Boars, Butterflies or Bees? Competition opens to name NRL’s new PNG team

Papua New Guinea fans
Papua New Guinea rugby league fans have been asked to come up with a team name for the NRL’s newest franchise. Photograph: Bradley Kanaris/Getty Images

Following the Perth Bears, the next franchise to join the National Rugby League competition may just be the PNG Boars. Or will it be the Hunters, the Chiefs or even the Coastal Thunderhawks?

That will be decided in coming months after the NRL’s Papua New Guinea franchise launched an international call-out for suggestions, giving fans two weeks to come up with an identity for the new entity.

Prime minister James Marape said it was an important step for more than just the club. “This team must be owned by the people of Papua New Guinea,” he said. “It must tell our national unification story and resonate with the idea of one people, one nation, one country.”

At an event at the National Stadium in Port Moresby on Wednesday, Marape was joined by Australian High Commissioner to PNG, Ewen McDonald, and franchise chief executive Andrew Hill.

“We no longer want to be a franchise, we no longer want to be a bid, we actually want to be a club,” Hill said. “Before we become a club, we need a name.”

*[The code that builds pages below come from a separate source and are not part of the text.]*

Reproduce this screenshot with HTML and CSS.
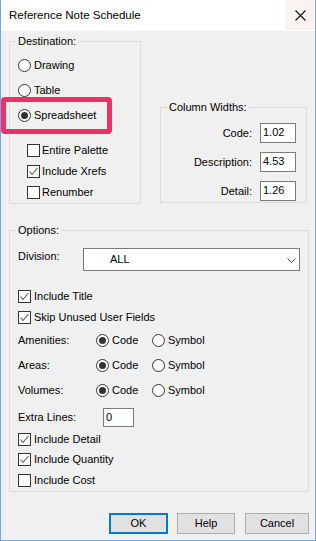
FILE: index.html
```html
<!DOCTYPE html>
<html>
<head>
<meta charset="utf-8">
<title>Reference Note Schedule</title>
<link rel="stylesheet" href="styles.css">
</head>
<body>
<div class="window">
  <div class="titlebar">
    <span class="title">Reference Note Schedule</span>
    <span class="close"><svg width="11" height="11" viewBox="0 0 11 11"><path d="M0.5 0.5 L10.5 10.5 M10.5 0.5 L0.5 10.5" stroke="#111" stroke-width="1.1"/></svg></span>
  </div>
  <div class="client">
    <div class="toprow">
      <fieldset class="group dest">
        <legend>Destination:</legend>
        <div class="radios">
          <div class="opt"><span class="radio"></span>Drawing</div>
          <div class="opt"><span class="radio"></span>Table</div>
          <div class="opt"><span class="radio on"></span>Spreadsheet</div>
        </div>
        <div class="checks">
          <div class="chk"><span class="box"></span>Entire Palette</div>
          <div class="chk"><span class="box on"><svg width="11" height="11" viewBox="0 0 11 11"><path d="M1.5 5.5 L4 8.5 L9.5 2" fill="none" stroke="#555" stroke-width="1.1"/></svg></span>Include Xrefs</div>
          <div class="chk"><span class="box"></span>Renumber</div>
        </div>
      </fieldset>
      <fieldset class="group colw">
        <legend>Column Widths:</legend>
        <div class="cwrow"><span class="cwlabel">Code:</span><span class="field">1.02</span></div>
        <div class="cwrow"><span class="cwlabel">Description:</span><span class="field">4.53</span></div>
        <div class="cwrow"><span class="cwlabel">Detail:</span><span class="field">1.26</span></div>
      </fieldset>
    </div>

    <fieldset class="group options">
      <legend>Options:</legend>
      <div class="division">
        <span class="divlabel">Division:</span>
        <span class="select"><span class="selval">ALL</span><svg class="chev" width="9" height="5" viewBox="0 0 9 5"><path d="M0.5 0.5 L4.5 4.5 L8.5 0.5" fill="none" stroke="#444" stroke-width="1"/></svg></span>
      </div>
      <div class="orow chk2"><span class="box on"><svg width="11" height="11" viewBox="0 0 11 11"><path d="M1.5 5.5 L4 8.5 L9.5 2" fill="none" stroke="#555" stroke-width="1.1"/></svg></span>Include Title</div>
      <div class="orow chk2"><span class="box on"><svg width="11" height="11" viewBox="0 0 11 11"><path d="M1.5 5.5 L4 8.5 L9.5 2" fill="none" stroke="#555" stroke-width="1.1"/></svg></span>Skip Unused User Fields</div>
      <div class="rrow"><span class="rlabel">Amenities:</span><span class="ropt code"><span class="radio on"></span>Code</span><span class="ropt"><span class="radio"></span>Symbol</span></div>
      <div class="rrow"><span class="rlabel">Areas:</span><span class="ropt code"><span class="radio on"></span>Code</span><span class="ropt"><span class="radio"></span>Symbol</span></div>
      <div class="rrow"><span class="rlabel">Volumes:</span><span class="ropt code"><span class="radio on"></span>Code</span><span class="ropt"><span class="radio"></span>Symbol</span></div>
      <div class="extra"><span class="exlabel">Extra Lines:</span><span class="field exfield">0</span></div>
      <div class="orow2 chk2"><span class="box on"><svg width="11" height="11" viewBox="0 0 11 11"><path d="M1.5 5.5 L4 8.5 L9.5 2" fill="none" stroke="#555" stroke-width="1.1"/></svg></span>Include Detail</div>
      <div class="orow2 chk2"><span class="box on"><svg width="11" height="11" viewBox="0 0 11 11"><path d="M1.5 5.5 L4 8.5 L9.5 2" fill="none" stroke="#555" stroke-width="1.1"/></svg></span>Include Quantity</div>
      <div class="orow2 chk2"><span class="box"></span>Include Cost</div>
    </fieldset>

    <div class="buttons">
      <span class="btn default">OK</span>
      <span class="btn help">Help</span>
      <span class="btn cancel">Cancel</span>
    </div>
  </div>
  <div class="highlight"></div>
</div>
</body>
</html>
```

FILE: styles.css
```css
* { box-sizing: border-box; }
html, body { margin: 0; padding: 0; background: #f0f0f0; }
body {
  font-family: "Liberation Sans", Arial, sans-serif;
  font-size: 11px;
  line-height: 13px;
  color: #000;
}
.window {
  position: relative;
  width: 316px;
  height: 541px;
  border: 1px solid #72aae6;
  border-top: none;
  background: #f0f0f0;
  display: flex;
  flex-direction: column;
}
.titlebar {
  height: 31px;
  background: #fff;
  display: flex;
  align-items: stretch;
  justify-content: space-between;
}
.title {
  font-size: 11.5px;
  padding-left: 8px;
  display: flex;
  align-items: center;
  color: #000;
}
.close {
  width: 30px;
  height: 30px;
  background: #fbf3f2;
  display: flex;
  align-items: center;
  justify-content: center;
}
.client {
  flex: 1;
  padding: 4px 6px 0 8px;
  display: flex;
  flex-direction: column;
}
.toprow {
  display: flex;
  align-items: flex-start;
  gap: 19px;
}
.group {
  margin: 0;
  min-width: 0;
  border: 1px solid #dcdcdc;
  padding: 0 0 0 8px;
}
.group legend {
  padding: 0 2px;
  margin-left: -2px;
  line-height: 12px;
  font-size: 11px;
}
.dest {
  width: 132px;
  padding-top: 6px;
}
.opt {
  height: 25px;
  display: flex;
  align-items: center;
}
.radio {
  width: 13px;
  height: 13px;
  border: 1px solid #333;
  border-radius: 50%;
  background: #fff;
  margin-right: 3px;
  display: flex;
  align-items: center;
  justify-content: center;
  flex: none;
}
.radio.on::after {
  content: "";
  width: 7px;
  height: 7px;
  border-radius: 50%;
  background: #333;
}
.checks {
  margin-top: 12px;
  padding-left: 9px;
}
.chk {
  height: 21px;
  display: flex;
  align-items: center;
}
.box {
  width: 13px;
  height: 13px;
  border: 1px solid #333;
  background: #fff;
  margin-right: 2px;
  flex: none;
  display: flex;
  align-items: center;
  justify-content: center;
}
.chk2 .box { margin-right: 3px; }
.colw {
  width: 147px;
  margin-top: 66px;
  padding: 10px 10px 1px 8px;
}
.cwrow {
  display: flex;
  align-items: center;
  height: 20px;
  margin-bottom: 9px;
}
.cwrow:last-child { margin-bottom: 0; }
.cwlabel {
  flex: 1;
  text-align: right;
  margin-right: 8px;
}
.field {
  width: 36px;
  height: 20px;
  border: 1px solid #7a7a7a;
  background: #fff;
  padding-left: 2px;
  line-height: 17px;
}
.options {
  width: 300px;
  margin-top: 20px;
  padding-top: 12px;
  padding-bottom: 0;
}
.division {
  display: flex;
  align-items: flex-start;
  height: 23px;
}
.divlabel {
  width: 65px;
  padding-top: 2px;
}
.select {
  width: 217px;
  height: 23px;
  border: 1px solid #7a7a7a;
  background: #fff;
  display: flex;
  align-items: center;
  justify-content: space-between;
  padding: 0 3px 0 26px;
}
.selval { padding-bottom: 1px; }
.chev { margin-top: 1px; }
.orow {
  height: 21px;
  display: flex;
  align-items: center;
}
.orow:first-of-type { margin-top: 0; }
.division + .orow { margin-top: 15px; }
.rrow {
  height: 25px;
  display: flex;
  align-items: center;
}
.rlabel { width: 78px; }
.ropt { display: flex; align-items: center; }
.ropt.code { width: 56px; }
.extra {
  height: 26px;
  padding-top: 2px;
  display: flex;
  align-items: center;
}
.exlabel { width: 85px; }
.exfield {
  width: 31px;
  height: 19px;
  line-height: 16px;
}
.orow2 {
  height: 20.5px;
  display: flex;
  align-items: center;
}
.buttons {
  margin-top: 21px;
  display: flex;
  justify-content: flex-end;
}
.btn {
  height: 21px;
  background: #e1e1e1;
  border: 1px solid #adadad;
  display: flex;
  align-items: center;
  justify-content: center;
}
.btn.default {
  width: 59px;
  border: 2px solid #0078d7;
  margin-right: 9px;
}
.btn.help { width: 58px; margin-right: 10px; }
.btn.cancel { width: 64px; }
.highlight {
  position: absolute;
  left: 0;
  top: 97px;
  width: 111px;
  height: 37px;
  border: 5px solid #ee3069;
  border-radius: 4px;
}
```
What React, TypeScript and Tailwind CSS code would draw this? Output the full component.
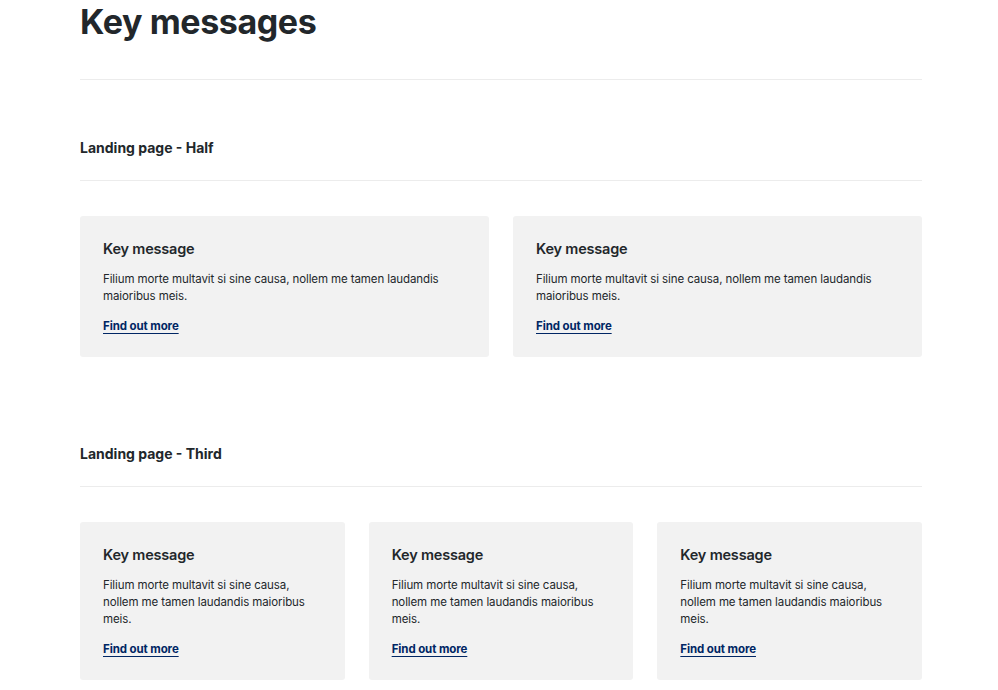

On the website for submissions, Boars, Chiefs and Coastal Thunderhawks are suggested, but within hours social media has been flooded by hundreds more options.

The PNG Hunters is an early favourite, given a team under that banner has competed in the Queensland Cup competition since 2014. There have also been more novel proposals.

“The fitting name would be PNG Traders,” one said. “The name strongly takes us back to the days of our ancestors prior to the arrival of colonisers into PNG.” Another proposed the PNG Flames “since we have many active volcanoes”.

PNG Butterflies and PNG Bees featured in one pitch, continuing a theme for the natural world that included the Birds of Paradise and the PNG Hornbills, known locally as Kokomos.

Another fan wanted the Muruks, a variety of cassowary, because it is “an iconic and formidable bird” that “represents power, agility, and a deep connection to the natural environment”.

At the end of August, five names will be selected by the club’s board to progress to a second phase which will involve a public vote.

“At this stage though, we need everybody that’s interested to give us a name so we can take forward and turn this franchise into a thriving NRL club,” Hill said, confirming the process was open to anyone around the world as long as they were “connected to PNG”.

The club’s entry into the NRL was confirmed last year thanks to a $600m pledge from the Australian government to PNG and Pacific rugby league.

Yet the new franchise – due to enter the NRL in 2028 – has already faced challenges. Bid chairman and businessman Wapu Sonk stepped down from the board due to allegations of corruption made in July unrelated to the team. He has denied any wrongdoing and said the claims are “baseless”.

Similar fan-driven naming processes have been undertaken for clubs in recent decades, including for the Tasmania Devils in the AFL, and are designed to connect clubs with potential fans before the players take the field.

Marape said he had entered a suggestion, but told local media he would not reveal it. “I don’t want to influence the mindset of the country,” he said.